We recommend three avenues of treatment; one is to just treat the cancer as best as we can with drugs we have available; two is to start a search for a bone marrow donor; and three is to have a Stem Cell Re-infusion.
The best outcome would be to have a bone marrow transplant, BUT because we have so much cancer to kill, your immune system will be so depleted that you stand about a 2% chance of survival - you probably won't leave the hospital alive.
The next would be the stem cell re-infusion where we harvest healthy stem cells from your body, freeze them, kill your bone marrow and then re-infuse the healthy stem cells and thereby curing you.

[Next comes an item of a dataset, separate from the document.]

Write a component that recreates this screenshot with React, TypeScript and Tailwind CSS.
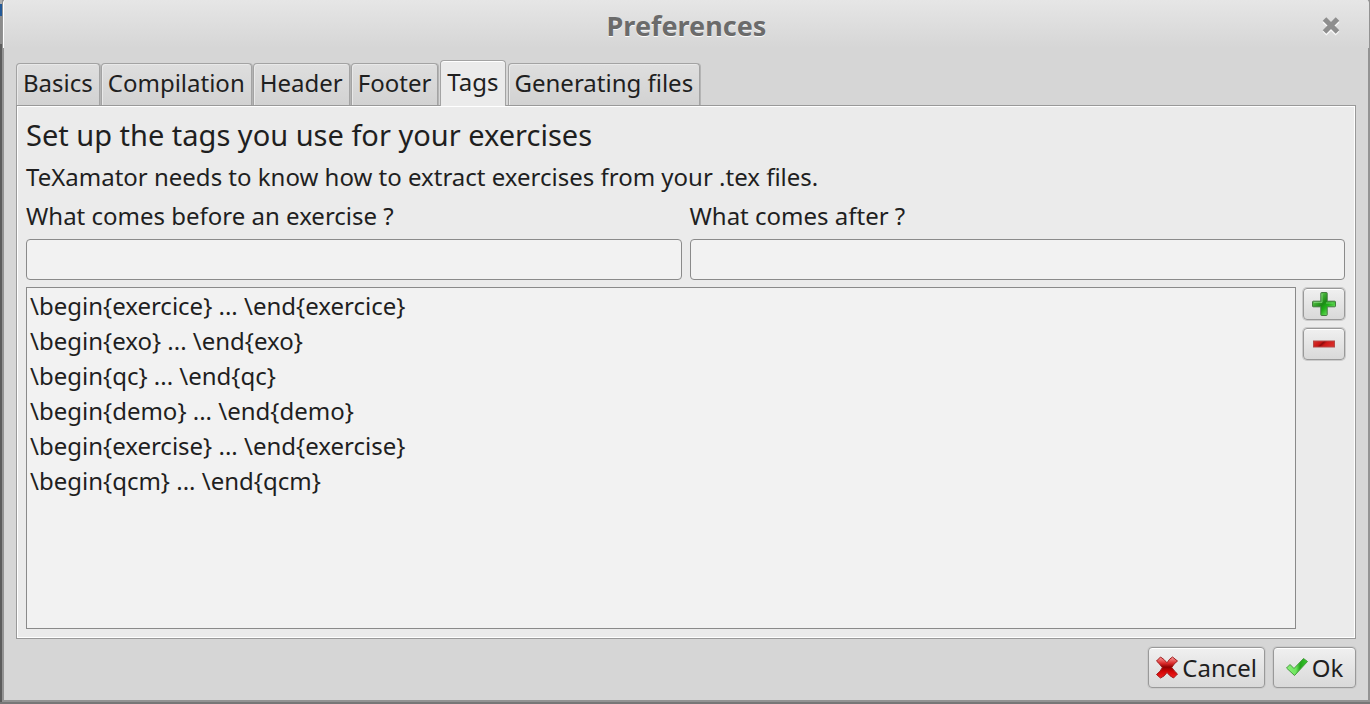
import React, { useState } from "react";

const tabs = ["Basics", "Compilation", "Header", "Footer", "Tags", "Generating files"];

const tags = ["exercice", "exo", "qc", "demo", "exercise", "qcm"];

const buttonStyle =
  "flex items-center justify-center rounded-[4px] border border-[#999] bg-linear-to-b from-[#f0f0f0] to-[#d9d9d9] shadow-[inset_0_1px_0_#fff,0_0_0_1px_#cbcbcb]";

const inputStyle = "mt-1 h-[41px] rounded-[4px] border border-[#8a8a8a] bg-[#f2f2f2] px-2 outline-none";

function CloseIcon() {
  return (
    <svg width="20" height="22" viewBox="0 0 20 22" aria-hidden="true">
      <path d="M3.5 5.5 L16.5 18.5 M16.5 5.5 L3.5 18.5" stroke="#fafafa" strokeWidth="5.4" />
      <path d="M3.5 4 L16.5 17 M16.5 4 L3.5 17" stroke="#8e8e8e" strokeWidth="5" />
    </svg>
  );
}

function PlusIcon() {
  return (
    <svg width="24" height="24" viewBox="0 0 24 24" aria-hidden="true">
      <defs>
        <linearGradient id="plusFill" x1="0" y1="0" x2="1" y2="1">
          <stop offset="0.1" stopColor="#8fd985" />
          <stop offset="0.3" stopColor="#3fae33" />
          <stop offset="0.47" stopColor="#1d8a16" />
          <stop offset="0.6" stopColor="#1fb016" />
          <stop offset="0.85" stopColor="#7be36e" />
        </linearGradient>
      </defs>
      <path
        d="M9.5 0.5h5q.7 0 .7.7v8h7.6q.7 0 .7.7v4.2q0 .7-.7.7h-7.6v8q0 .7-.7.7h-5q-.7 0-.7-.7v-8H1.2q-.7 0-.7-.7V9.9q0-.7.7-.7h7.6v-8q0-.7.7-.7z"
        fill="url(#plusFill)"
        stroke="#447a40"
      />
      <path d="M10 2v8.4H2M14 11h7.5" fill="none" stroke="#a2e69a" strokeOpacity="0.6" />
    </svg>
  );
}

function MinusIcon() {
  return (
    <svg width="24" height="24" viewBox="0 0 24 24" aria-hidden="true">
      <defs>
        <linearGradient id="minusFill" x1="0" y1="0" x2="1" y2="0.3">
          <stop offset="0" stopColor="#d8342c" />
          <stop offset="0.4" stopColor="#c91414" />
          <stop offset="0.5" stopColor="#8e0b0b" />
          <stop offset="0.65" stopColor="#d01818" />
          <stop offset="1" stopColor="#d72c28" />
        </linearGradient>
      </defs>
      <rect x="1.5" y="9" width="21" height="6" fill="url(#minusFill)" stroke="#b34a48" />
    </svg>
  );
}

function CrossIcon() {
  return (
    <svg width="24" height="24" viewBox="0 0 24 24" aria-hidden="true">
      <defs>
        <linearGradient id="crossFill" x1="0" y1="0" x2="0" y2="1">
          <stop offset="0" stopColor="#f9a0a0" />
          <stop offset="0.3" stopColor="#dc2a2a" />
          <stop offset="0.48" stopColor="#8f0000" />
          <stop offset="0.68" stopColor="#d00404" />
          <stop offset="1" stopColor="#f42020" />
        </linearGradient>
      </defs>
      <path
        d="M5.5 1 Q9 3 12 6.8 Q14.500 2.500 17.500 1 L22.500 5 Q18.500 8 16.800 11.500 Q19.500 15.500 22.500 18 L18.500 22 Q14.500 20 12 16.500 Q9.500 20.500 5.500 22 L1.500 18.500 Q5.500 15.500 7.300 11.700 Q5 8 1.500 5z"
        fill="url(#crossFill)"
        stroke="#a01c1c"
        strokeLinejoin="round"
      />
    </svg>
  );
}

function CheckIcon() {
  return (
    <svg width="24" height="24" viewBox="0 0 24 24" aria-hidden="true">
      <defs>
        <linearGradient id="checkFill" x1="0" y1="0" x2="1" y2="0">
          <stop offset="0" stopColor="#8cf07c" />
          <stop offset="0.45" stopColor="#6ee65e" />
          <stop offset="0.65" stopColor="#22a51a" />
          <stop offset="1" stopColor="#3ccb30" />
        </linearGradient>
      </defs>
      <path
        d="M1.500 12 5 8.500 9 12.500 18.500 2.500 22.500 5.500 9.500 19.500z"
        fill="url(#checkFill)"
        stroke="#469a3e"
        strokeLinejoin="round"
      />
    </svg>
  );
}

export default function App() {
  const [active, setActive] = useState("Tags");

  return (
    <div className="flex min-h-screen border-b-2 border-[#777] bg-[#939393] font-['Noto_Sans',sans-serif] text-2xl text-[#1f1f1f]">
      <div className="flex w-[2px] flex-col bg-[#5c5c5c]">
        <div className="h-1 bg-[#b0b0b0]" />
        <div className="h-3 bg-[#245a98]" />
        <div className="h-7 bg-[#8c8c8c]" />
      </div>
      <main className="mx-[2px] mb-[2px] flex grow flex-col bg-[#d6d6d6]">
        <header className="-mx-px grid h-12 grid-cols-[1fr_auto_1fr] items-center rounded-t-[3px] border-l border-white bg-linear-to-b from-[#e6e6e6] to-[#d6d6d6] px-7 pt-1">
          <h1 className="col-start-2 text-[27px] leading-9 font-bold text-[#6b6b6b] [text-shadow:0_1px_0_#fafafa]">
            Preferences
          </h1>
          <button type="button" aria-label="Close" className="justify-self-end">
            <CloseIcon />
          </button>
        </header>

        <div className="flex grow flex-col px-3 pt-3 pb-3">
          <div role="tablist" className="flex items-end gap-px">
            {tabs.map((tab) => (
              <button
                key={tab}
                type="button"
                role="tab"
                aria-selected={tab === active}
                onClick={() => setActive(tab)}
                className={
                  tab === active
                    ? "z-10 mx-px -mb-px h-[46px] rounded-t-[4px] border border-b-0 border-[#a3a3a3] bg-[#ebebeb] px-[6px] pb-1 shadow-[inset_0_1px_0_#fff]"
                    : "h-[42px] rounded-t-[4px] border border-b-0 border-[#a3a3a3] bg-linear-to-b from-[#dedede] to-[#d2d2d2] px-[6px] pb-1 shadow-[inset_1px_1px_0_#e9e9e9,1px_0_0_#b4b4b4]"
                }
              >
                {tab}
              </button>
            ))}
          </div>

          <section
            role="tabpanel"
            className="flex grow flex-col border border-[#999] bg-[#ebebeb] py-[9px] pr-[10px] pl-[9px] shadow-[inset_0_0_0_1px_#fff]"
          >
            <h2 className="text-[29px] leading-10">Set up the tags you use for your exercises</h2>
            <p className="mt-[2px] leading-10">TeXamator needs to know how to extract exercises from your .tex files.</p>

            <div className="grid grid-cols-2 gap-2">
              <div className="flex flex-col">
                <label htmlFor="before" className="leading-[38px]">
                  What comes before an exercise ?
                </label>
                <input id="before" type="text" className={inputStyle} />
              </div>
              <div className="flex flex-col">
                <label htmlFor="after" className="leading-[38px]">
                  What comes after ?
                </label>
                <input id="after" type="text" className={inputStyle} />
              </div>
            </div>

            <div className="mt-[7px] flex grow gap-[7px]">
              <ul role="listbox" aria-label="Tags" className="grow border border-[#8a8a8a] bg-[#f2f2f2] px-[3px]">
                {tags.map((tag) => (
                  <li key={tag} role="option" aria-selected="false" className="leading-[35px]">
                    {`\\begin{${tag}} ... \\end{${tag}}`}
                  </li>
                ))}
              </ul>
              <div className="flex w-[42px] flex-col gap-2 pt-px">
                <button type="button" aria-label="Add tag" className={`${buttonStyle} h-8`}>
                  <PlusIcon />
                </button>
                <button type="button" aria-label="Remove tag" className={`${buttonStyle} h-8`}>
                  <MinusIcon />
                </button>
              </div>
            </div>
          </section>

          <footer className="mt-2 flex justify-end gap-2">
            <button type="button" className={`${buttonStyle} h-[41px] gap-[3px] pr-[7px] pl-[6px]`}>
              <CrossIcon />
              Cancel
            </button>
            <button type="button" className={`${buttonStyle} h-[41px] min-w-[83px] gap-[3px] pr-[7px] pl-[6px]`}>
              <CheckIcon />
              Ok
            </button>
          </footer>
        </div>
      </main>
    </div>
  );
}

|Scared, heightened by my doctor's "You're Gonna Die" attitude, I opted for the Stem Cell Re-infusion. He told me to put my final directives in order, my will, and to send for family to help me with the effects of the chemotherapy, re-infusion, and home care after the procedure. "What's my prognosis?" He looks at me weepy-eyed and says, "No more than three years."|
For the next four months I wore a belly-bag that held a chemo-pump, swallow a bazillion pills from steroids to antibiotics and then in August I have two doses of high chemo, come home for three days, and then I'm admitted to the hospital to wait while my red blood counts can continue to rebuild to a healthy number.
All the while I am vomiting up anything I try to eat. The chemo had deadened my taste buds and wet cardboard was all I could taste. I didn't see my doctor until close to three weeks later as he was never the on-call, so other doctors were prescribing this drug and that drug, and how-about-this drug to calm my stomach and give me a chance to actually digest some food. The IV food started causing sores all over my body, so that had to be stopped.
Odansetron, a supposedly strong anti-nausea drug, was attempted, but at $130.00 a pill it did nothing. I begged and pleaded with my doctor to let me go home, once home I could start to eat. He wanted to know what I could do at home that would work when I was getting the best drugs available at the hospital and they weren't working. I simply said, "I want to go home and smoke a joint."
|He released me and within two days I was keeping my food down. Of course, he states it was just the other drugs finally kicking in. The stem cell re-infusion was not as successful as he had hoped. My numbers had only dropped fractionally. Now we had to just hope that we could keep me alive for another year or so as all that I'd bought with the stem cell was about a years' time.|
The story doesn't end here.
But there is a very serious point to be considered.
Further words from the same real case - quote: "My attitude has changed because my new doctor knows that patient care must include the psyche too. We are hopeful and in just a couple of months I will have beat the first doctor's deathbed of three years...and still kicking!
It is important to all patients, that if you believe in the nasty critter that has made a home in your body, then you feed it. By voiding it into the toilet or telling yourself you still have too much LIFE TO LIVE you take bigger strides in your cure than the doctors....
Cancer can be devastating to the body, but why should we allow it to rule our minds and life as well? Eat vitamins, breathe fresh air, take walks in the sunshine, live your life. I'm not scared to die, I've been very fortunate in my life with great friends, travel, love of my son, etc.,
it's how my body will shut down ultimately that frightens me...
if I let it!
Now we have an idiot (Reagan) in the White House who presumes to tell me, a woman, that he's going to try to put women back where they belong, barefoot and pregnant.
Does he realize how I would love to be that fortunate?"